Evolver.fm: What’s next for We Are Hunted? Anything we should look out for?
Slatter: Well, I think a big trend — you could look out for it anywhere, and you might see it on Hunted as well — is this idea of brands becoming more engaged in music. [They are doing that now and it's] a trajectory we’ve seen in the last 2-5 years, probably longer. It’s just becoming more emphasized, I think. And you see it inside Spotify, as they now have an apps platform. Publishers were first, brands are next. We are playing around with ideas like that as well.

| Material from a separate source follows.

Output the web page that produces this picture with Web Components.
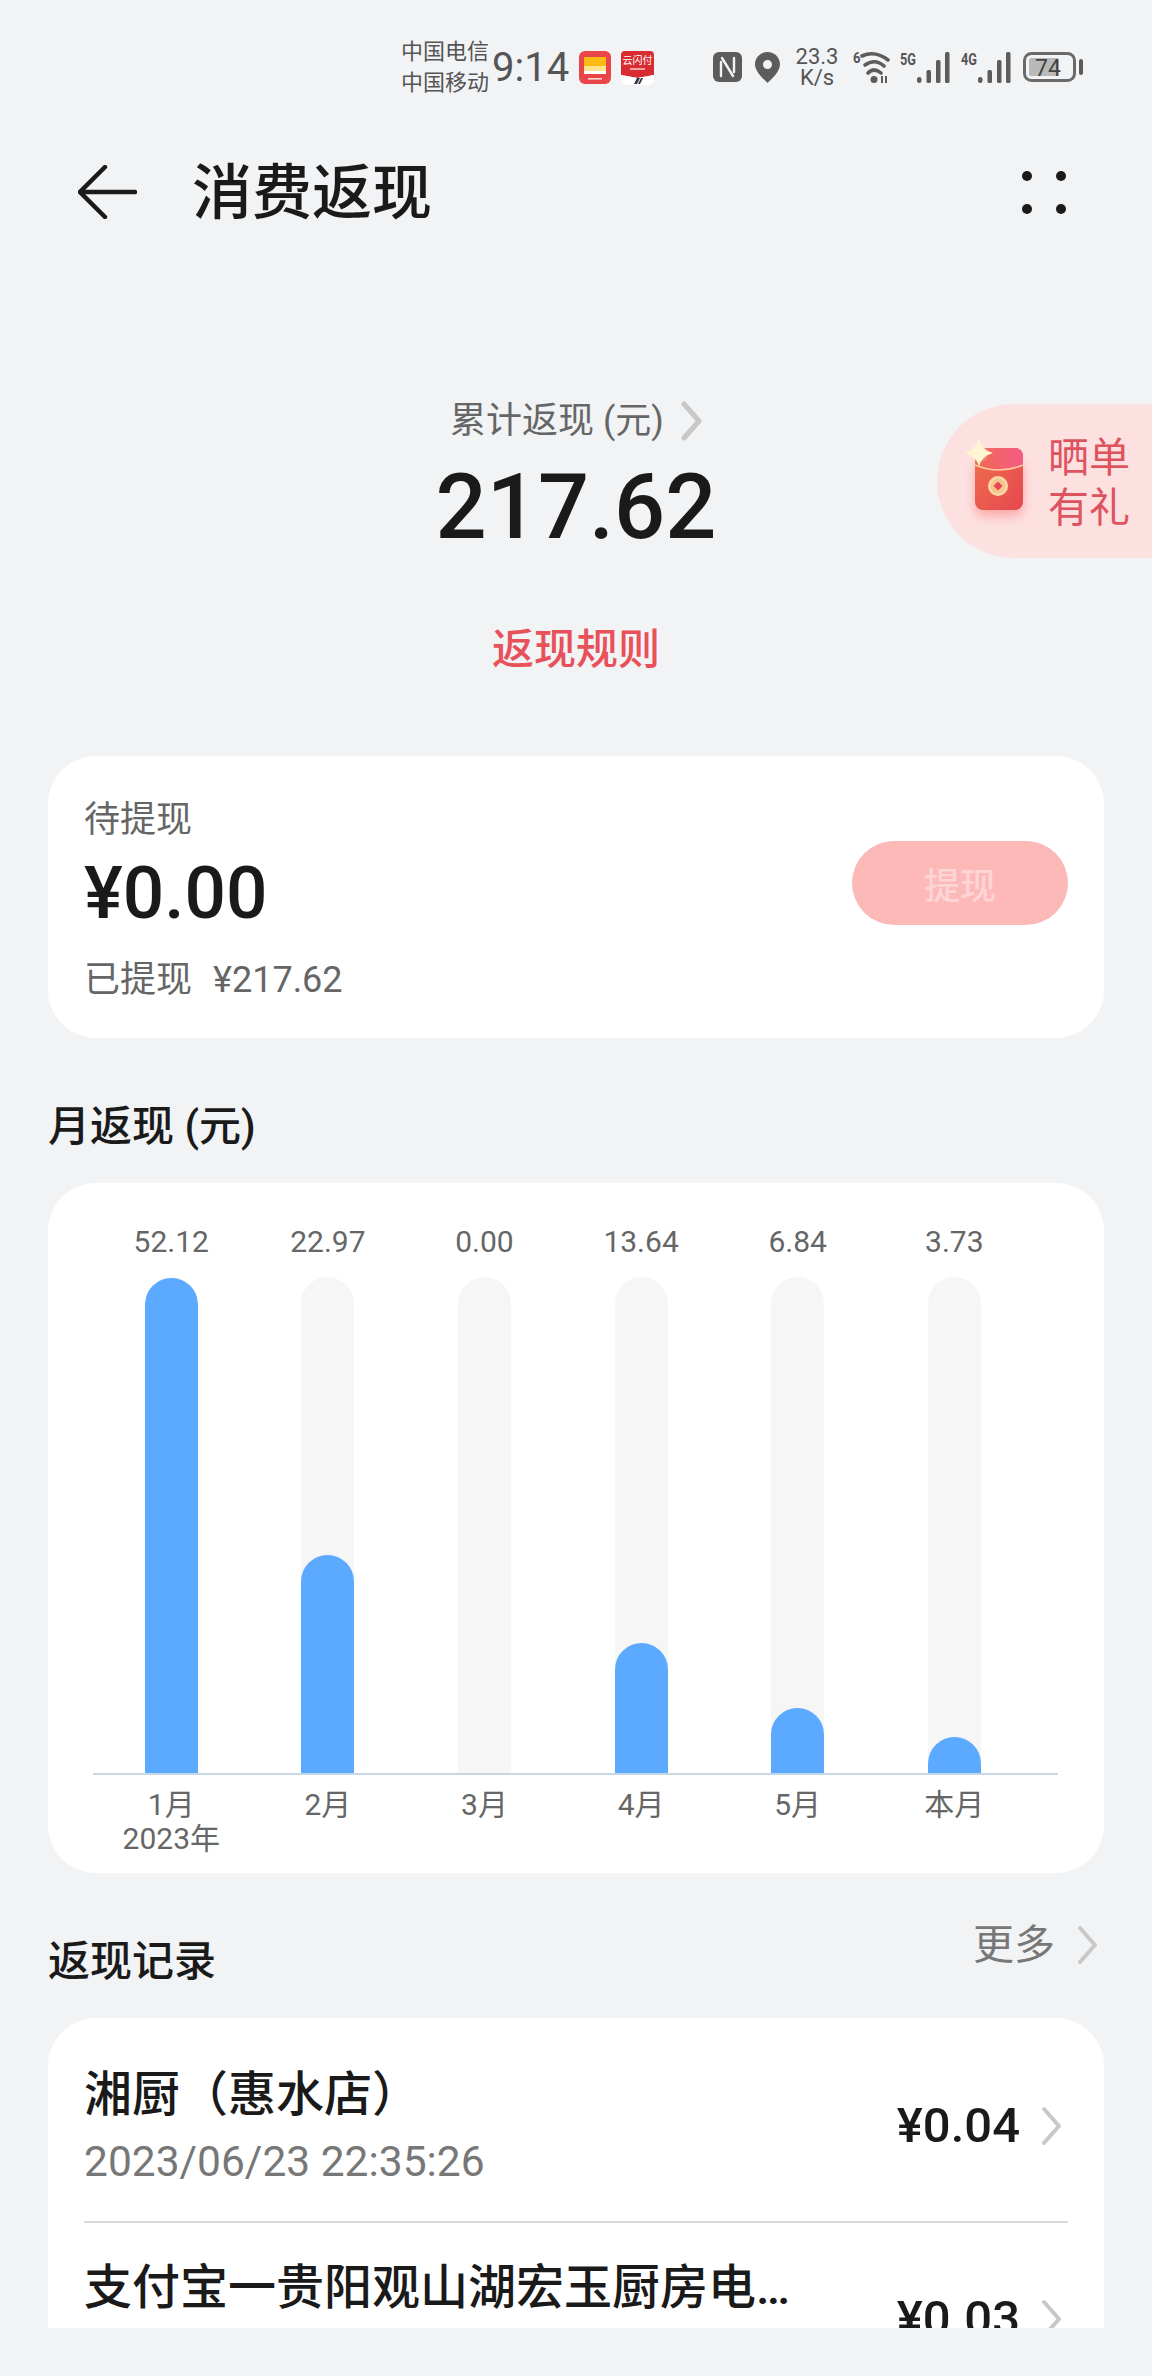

I guess everybody in music is trying to invent new monetization models. At the two ends of the spectrum, you’ve got subscription services, and then advertising sale services, to put it bluntly, which is really about brands connecting with audiences. I think we’re going to see more of that.
Hunted wants to participate in that, and that’s why we’re playing around with brands sponsoring those [artist] slots. We’re not interested in displaying advertising in a traditional sense on the site, because we don’t want to ruin the experience for our users in the way artists and users connect with one another on Hunted. But we do think there is a space for the right type of brands who have something of interest for our audience to play a part, so you should keep an eye out for that.
Smart move working with brands — more and more artists are going to be willing to do that over time and I don’t think it has nearly the same taboo of “selling out” as it used to (considering everyone knows monetization is tough these days).
And We Are Hunted has one of the most unique UI’s out there!